**EXERCISE MATERIAL:**

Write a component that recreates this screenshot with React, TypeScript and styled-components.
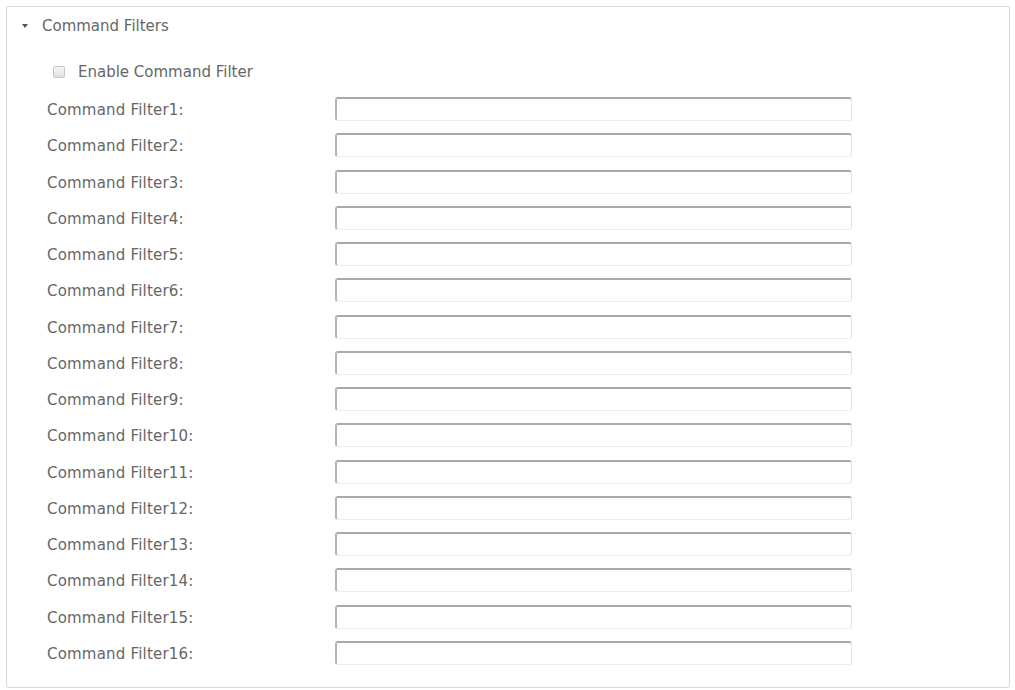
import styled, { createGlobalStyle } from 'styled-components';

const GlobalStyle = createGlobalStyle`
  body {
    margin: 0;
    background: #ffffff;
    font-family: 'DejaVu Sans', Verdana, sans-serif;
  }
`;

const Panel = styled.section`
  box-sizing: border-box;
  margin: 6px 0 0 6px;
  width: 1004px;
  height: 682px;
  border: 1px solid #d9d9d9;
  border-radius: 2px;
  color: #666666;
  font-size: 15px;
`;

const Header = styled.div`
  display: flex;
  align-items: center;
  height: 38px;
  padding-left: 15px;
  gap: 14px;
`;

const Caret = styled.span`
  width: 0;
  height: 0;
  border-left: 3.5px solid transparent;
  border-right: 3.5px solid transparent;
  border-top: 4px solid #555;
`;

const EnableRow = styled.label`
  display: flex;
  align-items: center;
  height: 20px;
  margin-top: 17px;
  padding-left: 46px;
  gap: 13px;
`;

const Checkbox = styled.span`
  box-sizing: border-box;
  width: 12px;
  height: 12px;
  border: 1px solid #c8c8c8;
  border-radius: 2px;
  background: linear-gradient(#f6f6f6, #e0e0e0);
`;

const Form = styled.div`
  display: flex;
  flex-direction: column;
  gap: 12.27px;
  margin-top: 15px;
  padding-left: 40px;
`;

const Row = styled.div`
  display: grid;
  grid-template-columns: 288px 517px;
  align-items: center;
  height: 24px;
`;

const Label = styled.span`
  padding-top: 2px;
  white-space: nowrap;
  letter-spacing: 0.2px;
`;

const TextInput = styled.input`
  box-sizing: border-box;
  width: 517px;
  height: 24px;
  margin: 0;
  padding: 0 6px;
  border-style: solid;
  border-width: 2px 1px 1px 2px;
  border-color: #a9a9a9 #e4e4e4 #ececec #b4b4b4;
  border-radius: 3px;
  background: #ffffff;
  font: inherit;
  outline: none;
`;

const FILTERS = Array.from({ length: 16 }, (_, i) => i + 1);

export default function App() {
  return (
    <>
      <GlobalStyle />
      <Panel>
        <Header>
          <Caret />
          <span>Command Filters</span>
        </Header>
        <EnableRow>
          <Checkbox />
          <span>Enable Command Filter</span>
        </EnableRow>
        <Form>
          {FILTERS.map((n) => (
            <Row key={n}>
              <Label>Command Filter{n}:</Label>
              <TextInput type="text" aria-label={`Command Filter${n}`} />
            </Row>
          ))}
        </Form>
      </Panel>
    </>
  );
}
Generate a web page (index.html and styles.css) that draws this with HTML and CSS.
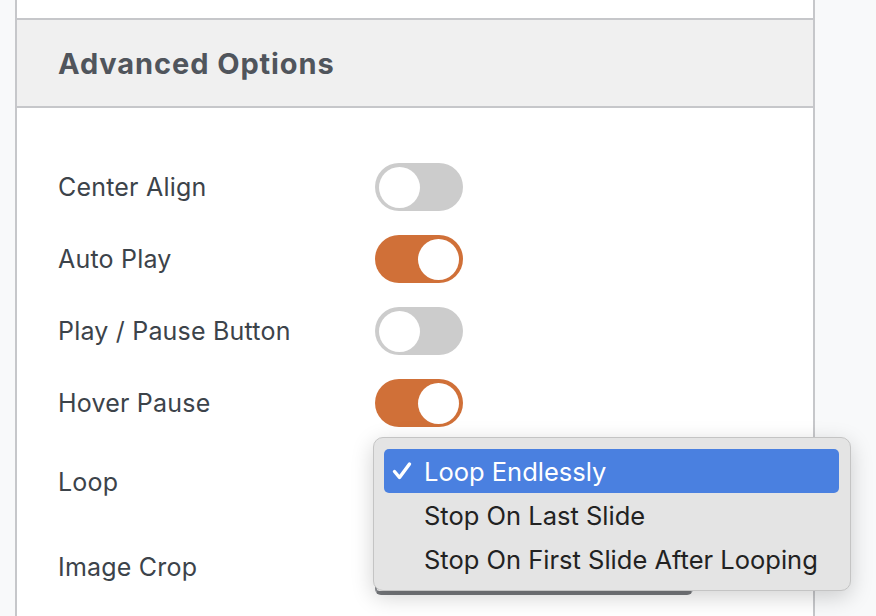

**YOUR TASK:** Pictures appear in the records above. Output everything except them, exactly.

**REPLY:**
Write a component that recreates this screenshot with React, TypeScript and styled-components.
import styled, { createGlobalStyle } from 'styled-components';

const GlobalStyle = createGlobalStyle`
  body {
    margin: 0;
    background: #ffffff;
    font-family: 'DejaVu Sans', Verdana, sans-serif;
  }
`;

const Panel = styled.section`
  box-sizing: border-box;
  margin: 6px 0 0 6px;
  width: 1004px;
  height: 682px;
  border: 1px solid #d9d9d9;
  border-radius: 2px;
  color: #666666;
  font-size: 15px;
`;

const Header = styled.div`
  display: flex;
  align-items: center;
  height: 38px;
  padding-left: 15px;
  gap: 14px;
`;

const Caret = styled.span`
  width: 0;
  height: 0;
  border-left: 3.5px solid transparent;
  border-right: 3.5px solid transparent;
  border-top: 4px solid #555;
`;

const EnableRow = styled.label`
  display: flex;
  align-items: center;
  height: 20px;
  margin-top: 17px;
  padding-left: 46px;
  gap: 13px;
`;

const Checkbox = styled.span`
  box-sizing: border-box;
  width: 12px;
  height: 12px;
  border: 1px solid #c8c8c8;
  border-radius: 2px;
  background: linear-gradient(#f6f6f6, #e0e0e0);
`;

const Form = styled.div`
  display: flex;
  flex-direction: column;
  gap: 12.27px;
  margin-top: 15px;
  padding-left: 40px;
`;

const Row = styled.div`
  display: grid;
  grid-template-columns: 288px 517px;
  align-items: center;
  height: 24px;
`;

const Label = styled.span`
  padding-top: 2px;
  white-space: nowrap;
  letter-spacing: 0.2px;
`;

const TextInput = styled.input`
  box-sizing: border-box;
  width: 517px;
  height: 24px;
  margin: 0;
  padding: 0 6px;
  border-style: solid;
  border-width: 2px 1px 1px 2px;
  border-color: #a9a9a9 #e4e4e4 #ececec #b4b4b4;
  border-radius: 3px;
  background: #ffffff;
  font: inherit;
  outline: none;
`;

const FILTERS = Array.from({ length: 16 }, (_, i) => i + 1);

export default function App() {
  return (
    <>
      <GlobalStyle />
      <Panel>
        <Header>
          <Caret />
          <span>Command Filters</span>
        </Header>
        <EnableRow>
          <Checkbox />
          <span>Enable Command Filter</span>
        </EnableRow>
        <Form>
          {FILTERS.map((n) => (
            <Row key={n}>
              <Label>Command Filter{n}:</Label>
              <TextInput type="text" aria-label={`Command Filter${n}`} />
            </Row>
          ))}
        </Form>
      </Panel>
    </>
  );
}
Generate a web page (index.html and styles.css) that draws this with HTML and CSS.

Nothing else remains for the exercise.